US Secretary of State Antony Blinken.

 

US top diplomat Antony Blinken will travel in the coming days to Belgium, Poland, the Baltic states and Moldova to reaffirm Washington’s support for Ukraine, the State Department announced Wednesday.

The trip, from March 3 to 8, “continues extensive consultations and coordination with our NATO Allies and European partners about the Russian Federation’s continued premeditated, unprovoked, and unjustified war against Ukraine,” State Department spokesman Ned Price said in a statement.

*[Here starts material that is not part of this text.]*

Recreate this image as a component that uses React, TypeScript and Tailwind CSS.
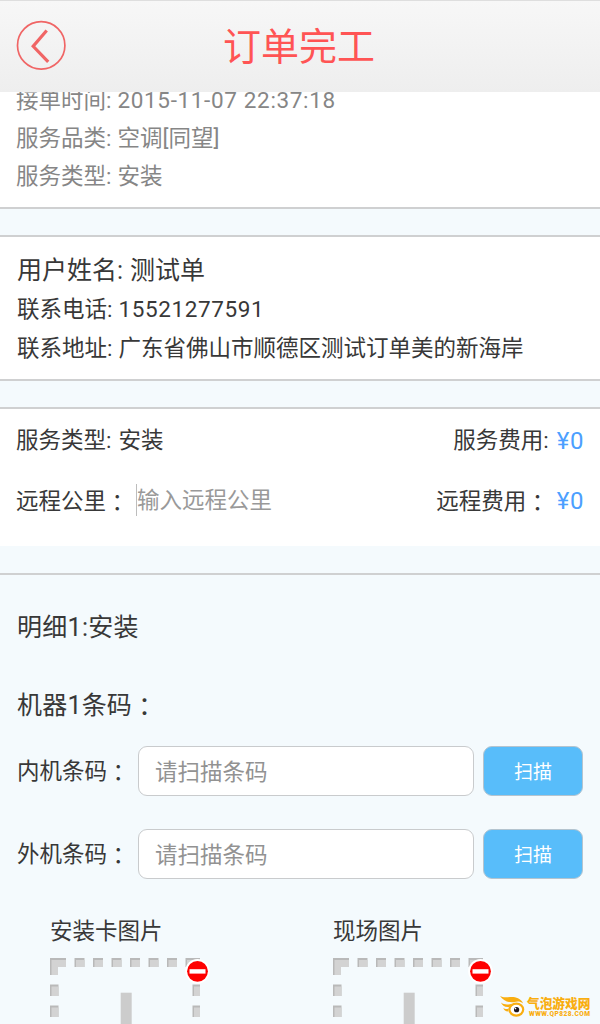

The Secretary of State will first stop in Brussels for meetings with his counterparts from the European Union and NATO countries.

The stop in Chisinau comes as Western leaders have raised concerns that Moscow’s offensive against Kyiv could spread to Moldova, another former Soviet republic landlocked between Romania and Ukraine that is seeing an influx of Ukrainian refugees.

READ ALSO: UN General Assembly Demands Russia Withdraw From Ukraine

Moldova is home to the pro-Russian separatist region of Transdniestr. Moldovan President Maia Sandu was elected in 2020 on a pro-Western platform.

Poland, meanwhile, is at the forefront of the effort to host refugees fleeing Ukraine since the Russian invasion began on February 24.

According to the latest assessment published Wednesday by the UN, Poland has taken in more than 450,000 Ukrainians, or 51.9 percent of the total number of refugees who have left Ukraine since then.

Polish Prime Minister Mateusz Morawiecki recently said he feared a Russian attack in Poland, Finland or the Baltic states.

NATO has pledged to reinforce its military resources in eastern Europe, particularly in the Baltic states of Lithuania, Latvia and Estonia, as well as Poland and Romania.